The deal could be finalized soon, according to a person familiar with the negotiations who was not authorized to speak publicly. The Justice Department and JPMorgan are hammering out the final details, including a statement listing what the company did wrong. Such an admission of wrongdoing could be used in other legal actions against the bank, making it a significant sticking point during the talks.
Officials at JPMorgan and the Justice Department declined to comment.
Selling mortgage securities was a brisk business for Wall Street for many years. Banks, after issuing loans to home buyers, would pool hundreds of mortgages and market the bundles as investments that could be traded like stocks. When the housing market crashed, the securities were worthless and left investors saddled with massive losses.
A key issue during the discussions has been whether JPMorgan and its executives would face criminal prosecution for allegedly knowing that the bank was selling bad mortgages, the person said.
“JPMorgan had been trying to get amnesty for criminal prosecution,” the person familiar with the negotiations said. But Holder, in a phone call this month with Dimon, said “that was a non-starter,” the person said.
On Monday, Associate Attorney General Tony West reiterated the Justice Department’s position to the bank’s general counsel, Stephen Cutler. The next day, JPMorgan officials told the bank’s board of directors that the department was not willing to give the company a criminal release, the person said.
Dimon called Holder on Thursday with a new offer. The bank had previously offered $11 billion, which the Justice Department rebuffed. On Friday, Dimon, Cutler, West and Holder agreed to a civil settlement during a conference call.
The criminal investigations into the bank and individuals involved with the sale of the mortgage securities will go forward, said the person familiar with the negotiations.
The full scope of the deal is unclear, but it would include $4 billion in relief to homeowners, including lowering how much they owe on their mortgages.
Another $4 billion would go to the Federal Housing Finance Agency, which regulates Fannie Mae and Freddie Mac, to resolve allegations that JPMorgan made false statements and omitted facts about the quality of home loans it sold the mortgage finance twins. Fannie Mae and Freddie Mac, which purchase and insure mortgage securities, received $188 billion in taxpayer bailout money during the crisis.
JPMorgan is among the 18 financial firms sued by the FHFA in 2011 to recoup losses sustained by Fannie and Freddie from securities bundled with poorly underwritten home loans. The agency has settled three of those cases, including a $885 million deal with UBS in July.
The tentative JPMorgan deal would also end a California civil probe, as well as a separate lawsuit filed by New York Attorney General Eric Schneiderman in October over shoddy mortgage securities.
JPMorgan disclosed in August that it was responding to “a number of subpoenas and informal requests” from federal and state authorities concerning the packaging and sale of mortgage securities.
At the time, the company said government attorneys had concluded that JPMorgan broke federal laws in its handling of subprime and other risky residential mortgages.
Many of the probes stem from JPMorgan’s Bear Stearns unit.

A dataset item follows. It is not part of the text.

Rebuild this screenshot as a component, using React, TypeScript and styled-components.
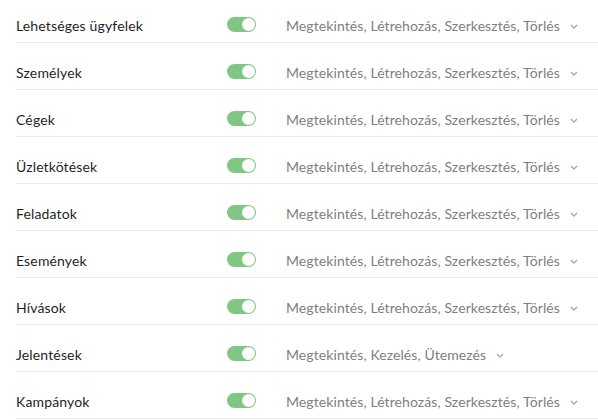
import React from "react";
import styled, { createGlobalStyle } from "styled-components";

const Global = createGlobalStyle`
  html, body { margin: 0; padding: 0; background: #fff; }
  body { font-family: Lato, "Noto Sans", sans-serif; -webkit-font-smoothing: antialiased; }
`;

const List = styled.div`
  display: flex;
  flex-direction: column;
  padding-left: 16px;
`;

const Row = styled.div`
  display: flex;
  align-items: center;
  height: 16px;
  padding: 22px 0 8px;
  border-bottom: 1px solid #ececec;
  &:first-child { padding-top: 18px; }
`;

const Label = styled.div`
  width: 211px;
  flex: none;
  font-size: 14px;
  letter-spacing: 0.15px;
  line-height: 16px;
  color: #1f1f1f;
`;

const Toggle = styled.div<{ $on: boolean }>`
  position: relative;
  flex: none;
  width: 29px;
  height: 15px;
  border-radius: 8px;
  background: ${(p) => (p.$on ? "#80c783" : "#ccc")};
  margin-right: 30px;
  margin-top: -3px;
`;

const Knob = styled.span`
  position: absolute;
  top: 1px;
  right: 1px;
  width: 13px;
  height: 13px;
  border-radius: 50%;
  background: #fff;
  box-sizing: border-box;
`;

const Perms = styled.div`
  display: flex;
  align-items: center;
  font-size: 14px;
  letter-spacing: 0.09px;
  line-height: 16px;
  color: #808080;
  white-space: nowrap;
`;

const Chevron = styled.svg`
  margin-left: 10px;
  flex: none;
`;

const full = "Megtekintés, Létrehozás, Szerkesztés, Törlés";
const rows: [string, string][] = [
  ["Lehetséges ügyfelek", full],
  ["Személyek", full],
  ["Cégek", full],
  ["Üzletkötések", full],
  ["Feladatok", full],
  ["Események", full],
  ["Hívások", full],
  ["Jelentések", "Megtekintés, Kezelés, Ütemezés"],
  ["Kampányok", full],
];

export default function App() {
  return (
    <>
      <Global />
      <List>
        {rows.map(([name, perms]) => (
          <Row key={name}>
            <Label>{name}</Label>
            <Toggle $on>
              <Knob />
            </Toggle>
            <Perms>
              {perms}
              <Chevron width="8" height="5" viewBox="0 0 8 5">
                <path d="M1 1 L4 4 L7 1" fill="none" stroke="#a8a8a8" strokeWidth="1.4" />
              </Chevron>
            </Perms>
          </Row>
        ))}
      </List>
    </>
  );
}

Dimon has decried the government’s probes of Bear Stearns in the past, insisting that his bank was being punished even though its acquisition of the firm helped government efforts to save the economy. Dimon has said that JPMorgan has already paid nearly $10 billion to unwind Bear Stearns’s troubled businesses and settle litigation related to the firm.
For the venerable JPMorgan, arguably the big bank that emerged strongest from the crisis, to even consider paying $13 billion to the government shows that the bank is beleaguered, analysts say.
A resolution with the Justice Department would reduce but not end the legal headaches at JPMorgan. The financial goliath is also embroiled in federal probes into tactics used to collect credit card debts and its role in the manipulation of a key interest-rate benchmark that affects trillions of dollars of bonds, among other matters.
The barrage of federal investigations and multibillion-dollar settlements led JPMorgan on Oct. 11 to report its first loss in nearly 10 years. The bank suffered a net loss of $380 million after setting aside an additional $9.2 billion for future litigation expenses. All told, the bank has a $23 billion chest to cover its mounting legal costs.